## Begin Data extract

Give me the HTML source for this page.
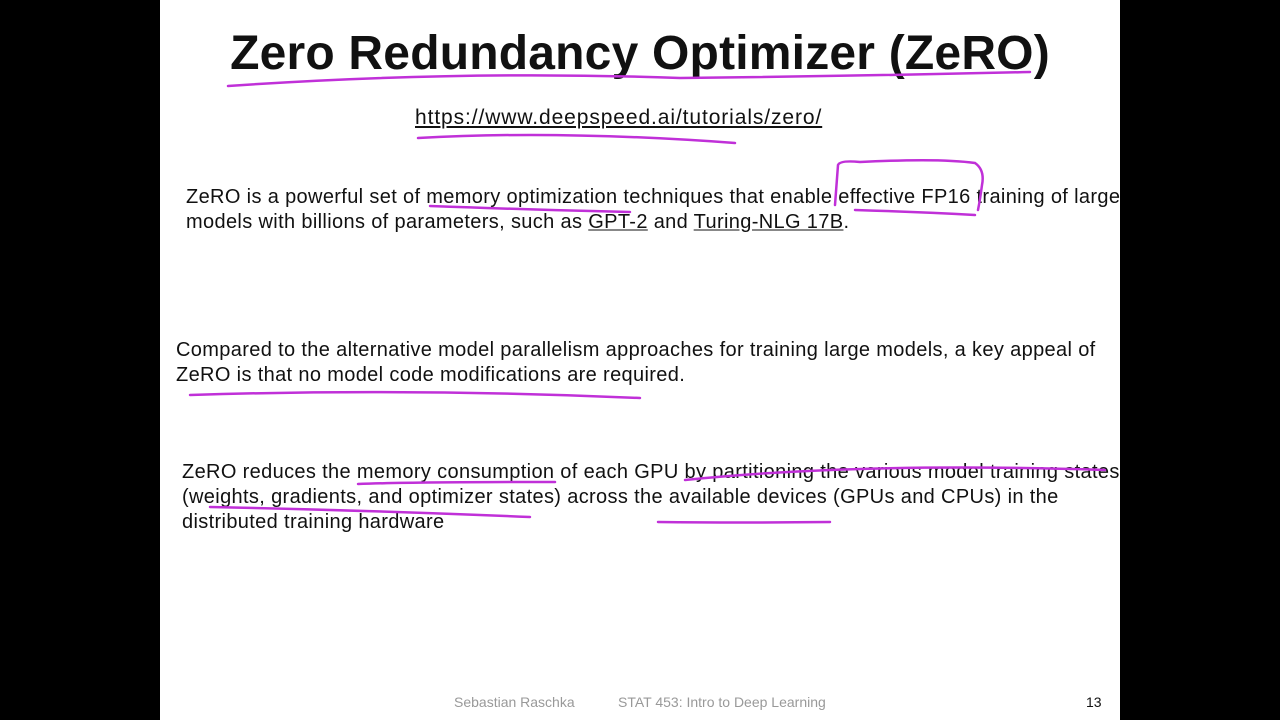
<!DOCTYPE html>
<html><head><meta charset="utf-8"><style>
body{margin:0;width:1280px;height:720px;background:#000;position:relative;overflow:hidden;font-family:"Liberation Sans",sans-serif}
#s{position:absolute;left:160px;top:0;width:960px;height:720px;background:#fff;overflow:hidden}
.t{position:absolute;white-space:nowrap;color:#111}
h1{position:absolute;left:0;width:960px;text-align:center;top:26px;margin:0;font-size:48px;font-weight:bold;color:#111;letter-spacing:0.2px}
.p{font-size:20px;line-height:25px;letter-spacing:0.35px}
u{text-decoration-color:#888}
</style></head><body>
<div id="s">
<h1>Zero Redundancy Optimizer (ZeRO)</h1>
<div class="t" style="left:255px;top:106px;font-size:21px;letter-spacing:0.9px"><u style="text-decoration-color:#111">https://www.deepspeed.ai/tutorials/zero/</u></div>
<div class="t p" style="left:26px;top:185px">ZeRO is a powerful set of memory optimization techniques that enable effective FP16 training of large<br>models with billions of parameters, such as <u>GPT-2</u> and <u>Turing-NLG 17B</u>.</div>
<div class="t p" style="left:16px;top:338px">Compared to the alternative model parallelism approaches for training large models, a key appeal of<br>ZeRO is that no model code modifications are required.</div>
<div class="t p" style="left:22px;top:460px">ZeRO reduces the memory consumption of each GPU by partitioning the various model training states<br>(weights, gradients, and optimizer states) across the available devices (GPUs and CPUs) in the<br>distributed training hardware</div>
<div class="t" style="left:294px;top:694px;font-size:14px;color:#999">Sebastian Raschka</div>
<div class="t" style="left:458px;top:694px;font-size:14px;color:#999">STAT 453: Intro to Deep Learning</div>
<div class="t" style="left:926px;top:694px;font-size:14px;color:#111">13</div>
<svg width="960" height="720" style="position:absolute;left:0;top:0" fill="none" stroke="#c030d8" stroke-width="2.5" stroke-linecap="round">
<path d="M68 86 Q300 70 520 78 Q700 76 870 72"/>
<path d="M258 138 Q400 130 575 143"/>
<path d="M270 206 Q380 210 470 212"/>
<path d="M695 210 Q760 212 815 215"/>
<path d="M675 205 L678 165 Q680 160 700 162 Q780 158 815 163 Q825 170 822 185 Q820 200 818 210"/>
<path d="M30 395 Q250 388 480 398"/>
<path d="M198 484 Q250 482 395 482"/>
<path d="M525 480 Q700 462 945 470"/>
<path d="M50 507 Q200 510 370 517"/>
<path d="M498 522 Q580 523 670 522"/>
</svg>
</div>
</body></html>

## End Data extract
## Begin Data extract

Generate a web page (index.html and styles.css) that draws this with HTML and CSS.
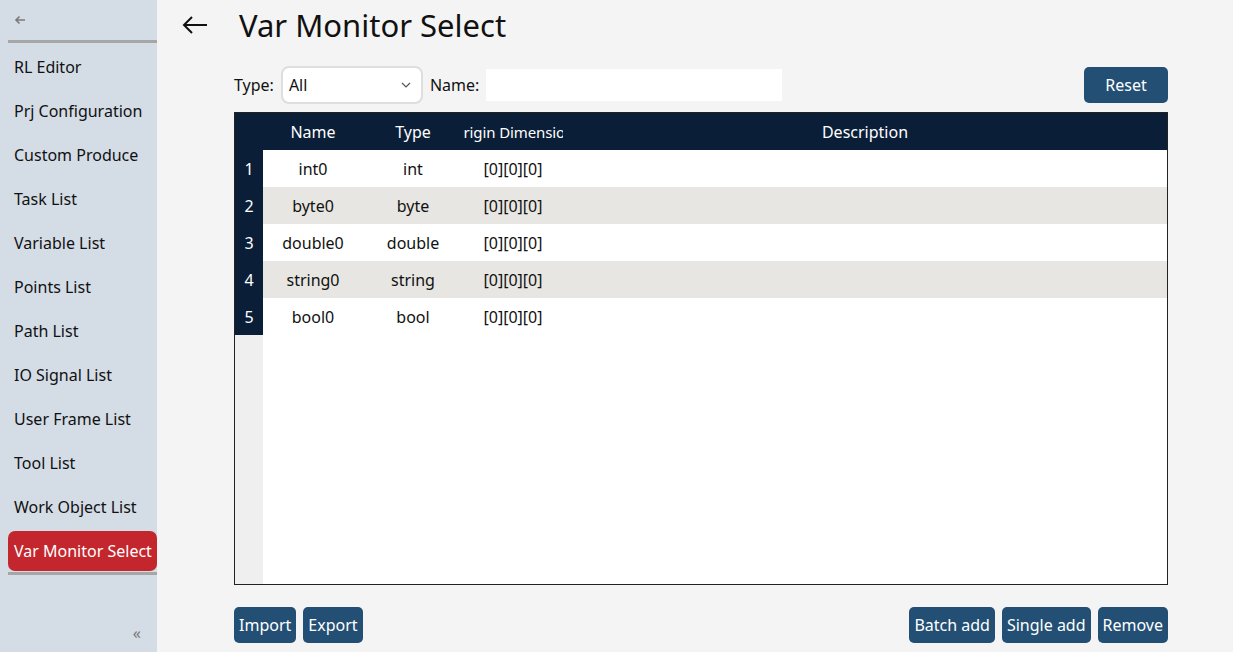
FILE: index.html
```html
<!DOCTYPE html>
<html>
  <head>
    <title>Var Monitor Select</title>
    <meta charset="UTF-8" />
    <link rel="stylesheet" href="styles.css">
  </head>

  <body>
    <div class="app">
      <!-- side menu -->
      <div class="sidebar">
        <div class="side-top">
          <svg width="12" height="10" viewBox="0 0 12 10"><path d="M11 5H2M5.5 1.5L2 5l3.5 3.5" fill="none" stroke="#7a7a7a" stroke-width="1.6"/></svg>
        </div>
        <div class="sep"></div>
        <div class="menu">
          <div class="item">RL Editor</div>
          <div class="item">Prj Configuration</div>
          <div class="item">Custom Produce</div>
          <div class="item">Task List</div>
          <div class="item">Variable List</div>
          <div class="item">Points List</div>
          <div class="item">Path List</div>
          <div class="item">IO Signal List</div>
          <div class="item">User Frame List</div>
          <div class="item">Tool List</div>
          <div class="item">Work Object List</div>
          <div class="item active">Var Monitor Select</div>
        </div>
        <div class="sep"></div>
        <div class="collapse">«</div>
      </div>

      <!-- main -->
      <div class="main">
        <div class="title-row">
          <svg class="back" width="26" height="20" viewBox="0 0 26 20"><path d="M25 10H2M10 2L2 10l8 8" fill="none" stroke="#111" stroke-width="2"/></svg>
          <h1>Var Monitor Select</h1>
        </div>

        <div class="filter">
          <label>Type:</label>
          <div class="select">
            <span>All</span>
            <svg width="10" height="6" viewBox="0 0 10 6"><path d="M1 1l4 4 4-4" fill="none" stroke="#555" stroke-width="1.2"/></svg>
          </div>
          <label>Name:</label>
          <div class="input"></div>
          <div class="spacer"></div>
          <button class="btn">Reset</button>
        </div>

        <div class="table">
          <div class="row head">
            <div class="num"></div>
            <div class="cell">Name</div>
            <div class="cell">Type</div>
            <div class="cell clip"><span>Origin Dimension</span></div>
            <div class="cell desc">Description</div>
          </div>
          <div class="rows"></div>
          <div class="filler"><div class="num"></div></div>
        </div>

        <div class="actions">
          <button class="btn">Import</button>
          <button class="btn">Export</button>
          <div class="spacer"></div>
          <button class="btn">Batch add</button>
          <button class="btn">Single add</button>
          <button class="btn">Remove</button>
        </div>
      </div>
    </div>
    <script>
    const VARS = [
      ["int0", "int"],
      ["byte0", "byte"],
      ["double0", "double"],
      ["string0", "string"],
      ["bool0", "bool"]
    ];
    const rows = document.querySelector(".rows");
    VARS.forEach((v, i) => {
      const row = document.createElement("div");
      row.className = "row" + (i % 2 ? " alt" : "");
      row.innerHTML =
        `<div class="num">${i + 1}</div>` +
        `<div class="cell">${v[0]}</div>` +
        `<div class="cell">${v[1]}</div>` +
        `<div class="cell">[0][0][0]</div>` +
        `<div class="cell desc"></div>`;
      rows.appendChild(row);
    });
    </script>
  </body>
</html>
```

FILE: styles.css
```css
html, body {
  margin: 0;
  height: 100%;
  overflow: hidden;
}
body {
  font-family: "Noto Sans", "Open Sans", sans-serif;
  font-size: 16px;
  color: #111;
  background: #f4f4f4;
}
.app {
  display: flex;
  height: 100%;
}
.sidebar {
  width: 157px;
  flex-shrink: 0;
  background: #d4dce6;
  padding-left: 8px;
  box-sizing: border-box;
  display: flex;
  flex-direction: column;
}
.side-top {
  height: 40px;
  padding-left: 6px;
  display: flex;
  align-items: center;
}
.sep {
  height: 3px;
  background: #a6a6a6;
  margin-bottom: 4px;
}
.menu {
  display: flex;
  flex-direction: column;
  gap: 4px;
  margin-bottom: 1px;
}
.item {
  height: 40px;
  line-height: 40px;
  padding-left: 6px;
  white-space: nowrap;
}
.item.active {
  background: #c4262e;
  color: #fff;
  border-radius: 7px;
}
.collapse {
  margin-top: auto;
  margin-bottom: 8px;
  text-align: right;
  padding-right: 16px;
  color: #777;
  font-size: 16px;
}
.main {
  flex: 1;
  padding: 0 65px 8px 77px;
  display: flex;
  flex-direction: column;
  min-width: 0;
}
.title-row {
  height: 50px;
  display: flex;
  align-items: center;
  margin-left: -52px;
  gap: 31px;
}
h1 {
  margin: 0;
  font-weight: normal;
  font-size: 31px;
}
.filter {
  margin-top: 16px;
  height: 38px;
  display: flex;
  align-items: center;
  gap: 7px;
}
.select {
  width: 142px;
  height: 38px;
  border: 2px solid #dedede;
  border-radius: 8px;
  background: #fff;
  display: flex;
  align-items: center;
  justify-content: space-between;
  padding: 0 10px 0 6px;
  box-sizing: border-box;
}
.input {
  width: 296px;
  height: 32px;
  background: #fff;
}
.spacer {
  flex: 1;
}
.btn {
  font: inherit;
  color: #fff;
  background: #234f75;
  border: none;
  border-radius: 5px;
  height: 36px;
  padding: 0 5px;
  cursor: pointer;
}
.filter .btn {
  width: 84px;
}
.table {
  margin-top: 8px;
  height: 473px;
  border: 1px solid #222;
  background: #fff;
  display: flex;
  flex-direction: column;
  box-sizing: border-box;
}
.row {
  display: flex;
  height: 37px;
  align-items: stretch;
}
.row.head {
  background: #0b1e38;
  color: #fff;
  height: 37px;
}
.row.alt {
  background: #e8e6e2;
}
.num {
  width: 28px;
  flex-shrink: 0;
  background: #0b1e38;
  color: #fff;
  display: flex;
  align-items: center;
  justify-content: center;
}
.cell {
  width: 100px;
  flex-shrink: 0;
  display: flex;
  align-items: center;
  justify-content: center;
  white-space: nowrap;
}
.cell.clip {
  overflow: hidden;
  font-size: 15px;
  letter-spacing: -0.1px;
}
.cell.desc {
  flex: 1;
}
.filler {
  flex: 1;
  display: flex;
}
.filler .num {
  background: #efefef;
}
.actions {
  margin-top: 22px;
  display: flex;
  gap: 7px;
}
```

## End Data extract
## Begin Data extract

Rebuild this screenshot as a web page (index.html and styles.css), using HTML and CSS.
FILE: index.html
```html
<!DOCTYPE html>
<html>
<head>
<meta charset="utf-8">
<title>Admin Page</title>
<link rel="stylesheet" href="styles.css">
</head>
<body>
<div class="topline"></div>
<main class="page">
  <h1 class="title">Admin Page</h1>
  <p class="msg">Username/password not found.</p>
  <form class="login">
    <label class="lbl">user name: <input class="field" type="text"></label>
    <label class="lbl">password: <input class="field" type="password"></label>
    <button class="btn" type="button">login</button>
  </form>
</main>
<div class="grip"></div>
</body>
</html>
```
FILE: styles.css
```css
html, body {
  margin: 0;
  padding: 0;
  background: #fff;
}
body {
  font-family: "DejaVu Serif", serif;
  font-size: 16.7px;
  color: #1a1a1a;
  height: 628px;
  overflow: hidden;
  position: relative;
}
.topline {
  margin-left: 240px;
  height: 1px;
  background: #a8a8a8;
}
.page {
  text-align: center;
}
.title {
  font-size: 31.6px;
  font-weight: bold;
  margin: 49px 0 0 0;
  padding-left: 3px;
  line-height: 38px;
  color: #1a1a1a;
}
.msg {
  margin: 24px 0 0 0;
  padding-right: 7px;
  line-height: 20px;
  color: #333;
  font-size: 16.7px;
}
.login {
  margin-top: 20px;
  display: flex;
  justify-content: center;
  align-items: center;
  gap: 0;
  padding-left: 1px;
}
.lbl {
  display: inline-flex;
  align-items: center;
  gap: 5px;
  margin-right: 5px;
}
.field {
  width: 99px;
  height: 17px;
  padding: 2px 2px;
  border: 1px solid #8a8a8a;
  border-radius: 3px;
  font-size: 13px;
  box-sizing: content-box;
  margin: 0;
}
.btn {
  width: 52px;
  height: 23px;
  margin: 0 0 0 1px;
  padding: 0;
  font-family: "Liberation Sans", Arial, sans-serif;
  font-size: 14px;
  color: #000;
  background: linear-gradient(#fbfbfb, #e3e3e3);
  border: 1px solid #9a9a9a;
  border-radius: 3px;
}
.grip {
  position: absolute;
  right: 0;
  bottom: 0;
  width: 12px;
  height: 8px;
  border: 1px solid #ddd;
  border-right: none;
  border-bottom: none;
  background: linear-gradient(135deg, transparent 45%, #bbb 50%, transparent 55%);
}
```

## End Data extract

Look through the data and gather every line with the string "that" in it.

* Exercise response *
<div class="t p" style="left:26px;top:185px">ZeRO is a powerful set of memory optimization techniques that enable effective FP16 training of large<br>models with billions of parameters, such as <u>GPT-2</u> and <u>Turing-NLG 17B</u>.</div>
<div class="t p" style="left:16px;top:338px">Compared to the alternative model parallelism approaches for training large models, a key appeal of<br>ZeRO is that no model code modifications are required.</div>
Generate a web page (index.html and styles.css) that draws this with HTML and CSS.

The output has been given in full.